Generate All Permutations of Array in DSA C - Time & Space Complexity

When we generate all permutations of an array, we want to know how the time needed grows as the array gets bigger.

We ask: How many steps does it take to list every possible order of the array elements?

Analyze the time complexity of the following code snippet.

void permute(int *arr, int start, int end) {
    if (start == end) {
        // print or store the permutation
        return;
    }
    for (int i = start; i <= end; i++) {
        swap(&arr[start], &arr[i]);
        permute(arr, start + 1, end);
        swap(&arr[start], &arr[i]);
    }
}
    

This code generates all possible orders (permutations) of the array elements by swapping and recursively exploring each choice.

Identify the loops, recursion, array traversals that repeat.

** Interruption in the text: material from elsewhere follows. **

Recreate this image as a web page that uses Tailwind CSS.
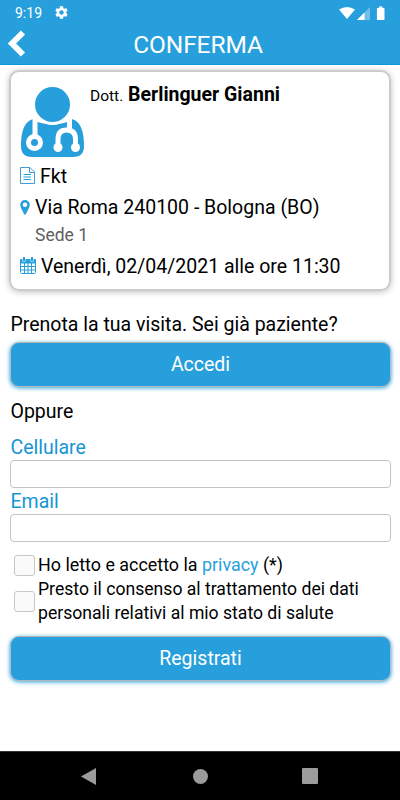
<!DOCTYPE html>
<html lang="it">
<head>
<meta charset="utf-8">
<title>Conferma</title>
<script src="https://cdn.jsdelivr.net/npm/@tailwindcss/browser@4"></script>
</head>
<body class="bg-white">
<div class="flex h-[800px] w-[400px] flex-col overflow-hidden bg-white font-[Roboto,sans-serif] text-[19.5px] leading-6 text-black">
  <header class="h-[65px] shrink-0 border-b border-[#0d96d8] bg-[#269fdc] text-white">
    <div class="flex h-6 items-center pt-[1px] pl-[15px] pr-[14px]">
      <span class="w-[39px] text-[14px] leading-6 whitespace-nowrap">9:19</span>
      <svg class="size-[15px]" viewBox="0 0 24 24" fill="currentColor"><path d="M19.43 12.98c.04-.32.07-.64.07-.98s-.03-.66-.07-.98l2.11-1.65c.19-.15.24-.42.12-.64l-2-3.46c-.12-.22-.39-.3-.61-.22l-2.49 1c-.52-.4-1.08-.73-1.69-.98l-.38-2.65C14.46 2.18 14.25 2 14 2h-4c-.25 0-.46.18-.49.42l-.38 2.65c-.61.25-1.17.59-1.69.98l-2.49-1c-.23-.09-.49 0-.61.22l-2 3.46c-.13.22-.07.49.12.64l2.11 1.65c-.04.32-.07.65-.07.98s.03.66.07.98l-2.11 1.65c-.19.15-.24.42-.12.64l2 3.46c.12.22.39.3.61.22l2.49-1c.52.4 1.08.73 1.69.98l.38 2.65c.03.24.24.42.49.42h4c.25 0 .46-.18.49-.42l.38-2.65c.61-.25 1.17-.59 1.69-.98l2.49 1c.23.09.49 0 .61-.22l2-3.46c.12-.22.07-.49-.12-.64l-2.11-1.65zM12 15.500c-1.930 0-3.500-1.570-3.500-3.500s1.570-3.500 3.500-3.500 3.500 1.570 3.500 3.500-1.570 3.500-3.500 3.500z"/></svg>
      <svg class="ml-auto h-[14px] w-[47px]" viewBox="0 0 47 14" fill="currentColor"><path d="M0 3.500Q8 -1.700 16 3.500L8 13Z"/><path opacity=".35" d="M31 1V14H18Z"/><path d="M25.500 6.500V14H18Z"/><path d="M40 .500h3.500V2h1.200q.8 0 .8.800v10.400q0 .8-.8.800h-6q-.8 0-.8-.8V2.800q0-.8.8-.8H40Z"/></svg>
    </div>
    <div class="grid h-10 grid-cols-[60px_1fr_60px] items-center">
      <svg class="ml-[7px] -mt-[3px] h-[27px] w-[19px]" viewBox="0 0 19 27" fill="none" stroke="currentColor" stroke-width="6"><path d="M16 2.500L5 13.500L16 24.500"/></svg>
      <h1 class="-ml-1 pt-[1px] text-center text-[24.5px] leading-10 tracking-[-0.1px]">CONFERMA</h1>
    </div>
  </header>

  <main class="flex-1 px-[10px] pt-[5px]">
    <section class="mr-[-1px] ml-[-1px] h-[221px] rounded-[10px] border-2 border-[#cbcbcb] px-[9px] shadow-[0_1px_6px_rgba(0,0,0,0.25)]">
      <div class="flex h-[86px] pt-[14px]">
        <svg class="h-[72px] w-[66px] shrink-0" viewBox="0 0 66 72">
          <path fill="#269fdc" d="M13 33C3 36 1 48 1 60Q1 71 12 71H53Q64 71 64 60C64 48 62 36 52 33C45 40 20 40 13 33Z"/>
          <circle cx="32.500" cy="19" r="20" fill="#fff"/>
          <circle cx="32.500" cy="18.500" r="17.500" fill="#269fdc"/>
          <g fill="none" stroke="#fff" stroke-width="5"><path d="M15 31V50M49.500 31V44M38 61V53Q38 44 46.500 44Q55.500 44 55.500 53V61"/><circle cx="14.500" cy="56.500" r="6"/></g>
          <g fill="#fff"><circle cx="38" cy="61.500" r="4.500"/><circle cx="55.500" cy="61.500" r="4.500"/></g>
        </svg>
        <p class="mt-[-3px] ml-[4px] h-6 whitespace-nowrap text-[15.5px] leading-6"><span>Dott.</span> <strong class="ml-[1px] text-[19.5px] font-bold">Berlinguer Gianni</strong></p>
      </div>
      <div class="mt-[5px] flex h-6 items-center">
        <svg class="h-[17px] w-[15px]" viewBox="0 0 15 17" fill="none" stroke="#459cd4"><path d="M.500 .500H10L14.500 5V16.500H.500ZM9.500 1V5.500H14"/><path stroke="#269fdc" d="M3.500 7.500H11M3.500 10H11M3.500 12.500H11"/></svg>
        <span class="ml-[5px] pt-[3px]">Fkt</span>
      </div>
      <div class="mt-[8px] flex h-6 items-center">
        <svg class="h-[15px] w-[10px]" viewBox="0 0 10 15"><path fill="#269fdc" fill-rule="evenodd" d="M5 0a4.800 4.800 0 0 1 4.800 4.800C9.800 7 7.500 11 6 14q-1 1.500-2 0C2.500 11 .2 7 .2 4.800A4.800 4.800 0 0 1 5 0ZM5 2.500a2.300 2.300 0 1 0 0 4.600a2.300 2.300 0 1 0 0-4.600Z"/></svg>
        <span class="ml-[5px] pt-[2px] whitespace-nowrap">Via Roma 240100 - Bologna (BO)</span>
      </div>
      <p class="mt-[3px] ml-[15px] h-6 text-[17.5px] leading-[26px] text-[#606060]">Sede 1</p>
      <div class="mt-[7px] flex h-6 items-center">
        <svg class="h-[17px] w-[16px]" viewBox="0 0 16 17" fill="none" stroke="#269fdc"><path d="M.500 3.500V15.500Q.500 16.500 1.500 16.500H14.500Q15.500 16.500 15.500 15.500V3.500M1 9.500H15M1 13H15M4.500 6V16M8 6V16M11.500 6V16"/><path fill="#269fdc" stroke="none" d="M0 3Q0 2 1 2H15Q16 2 16 3V6.500H0Z"/><path stroke="#fff" stroke-width="3" d="M4 0V4.500M12 0V4.500"/><path stroke-width="2" d="M4 0V4M12 0V4"/></svg>
        <span class="ml-[5px] pt-[3px] whitespace-nowrap">Venerdì, 02/04/2021 alle ore 11:30</span>
      </div>
    </section>

    <p class="mt-[21px] h-6 pl-[0.5px] leading-[26px] whitespace-nowrap">Prenota la tua visita. Sei già paziente?</p>
    <button class="mt-[6px] block h-[45px] w-[381px] rounded-[9px] border border-[#b5b8ba] bg-[#269fdc] pt-[1px] text-white shadow-[0_1px_4px_#269fdc]">Accedi</button>
    <p class="mt-[12px] h-6 pl-[0.5px] leading-[26px]">Oppure</p>
    <label class="mt-[12px] block h-6 pl-[0.5px] leading-[26px] text-[#1595d5]" for="tel">Cellulare</label>
    <input id="tel" class="mt-[1px] block h-7 w-[381px] rounded-[4px] border border-[#c4c4c4] bg-white px-2">
    <label class="block h-[26px] pl-[0.5px] leading-[27px] text-[#1595d5]" for="mail">Email</label>
    <input id="mail" class="block h-7 w-[381px] rounded-[4px] border border-[#c4c4c4] bg-white px-2">
    <div class="mt-[11px] flex h-6 items-center pl-1 text-[17.9px]">
      <input type="checkbox" class="mr-[3px] size-[21px] appearance-none rounded-[3px] border border-[#c8c8c8] bg-[#fafafa]">
      <span class="whitespace-nowrap">Ho letto e accetto la <a class="text-[#269fdc]">privacy</a> (*)</span>
    </div>
    <div class="flex h-12 items-center pl-1 text-[17.6px]">
      <input type="checkbox" class="mr-[3px] size-[21px] appearance-none rounded-[3px] border border-[#c8c8c8] bg-[#fafafa]">
      <span class="whitespace-nowrap">Presto il consenso al trattamento dei dati<br>personali relativi al mio stato di salute</span>
    </div>
    <button class="mt-[11px] block h-[45px] w-[381px] rounded-[9px] border border-[#b5b8ba] bg-[#269fdc] pt-[1px] text-white shadow-[0_1px_4px_#269fdc]">Registrati</button>
  </main>

  <nav class="flex h-[49px] shrink-0 items-center border-t border-[#333] bg-black text-[#9b9b9b]">
    <svg class="ml-[81px] h-[17px] w-[15px]" viewBox="0 0 15 17" fill="currentColor"><path d="M15 0V17L0 8.500Z"/></svg>
    <span class="ml-[97px] size-[15px] rounded-full bg-[#9b9b9b]"></span>
    <span class="ml-[94px] size-4 rounded-[1px] bg-[#9b9b9b]"></span>
  </nav>
</div>
</body>
</html>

• Primary operation: Recursive calls combined with a loop that swaps elements.
• How many times: The function calls itself for every possible arrangement, which grows very fast as the array size increases.

Each time we add one more element, the number of possible orders multiplies by that new number.

Input Size (n)	Approx. Operations
3	6 (3 x 2 x 1)
5	120 (5 x 4 x 3 x 2 x 1)
7	5040 (7 x 6 x 5 x 4 x 3 x 2 x 1)

Pattern observation: The number of operations grows by multiplying all numbers from 1 up to n, which is very fast growth.

Time Complexity: O(n!)

This means the time needed grows very fast, multiplying by a bigger number each time we add an element.

[X] Wrong: "The time grows like n squared or n cubed because of the loops."

[OK] Correct: The loops are inside recursive calls that multiply the work many times, so the growth is much faster than simple loops.

Understanding this growth helps you explain why generating all permutations is expensive and when it's practical to do so.

"What if we only wanted permutations of length k from n elements? How would the time complexity change?"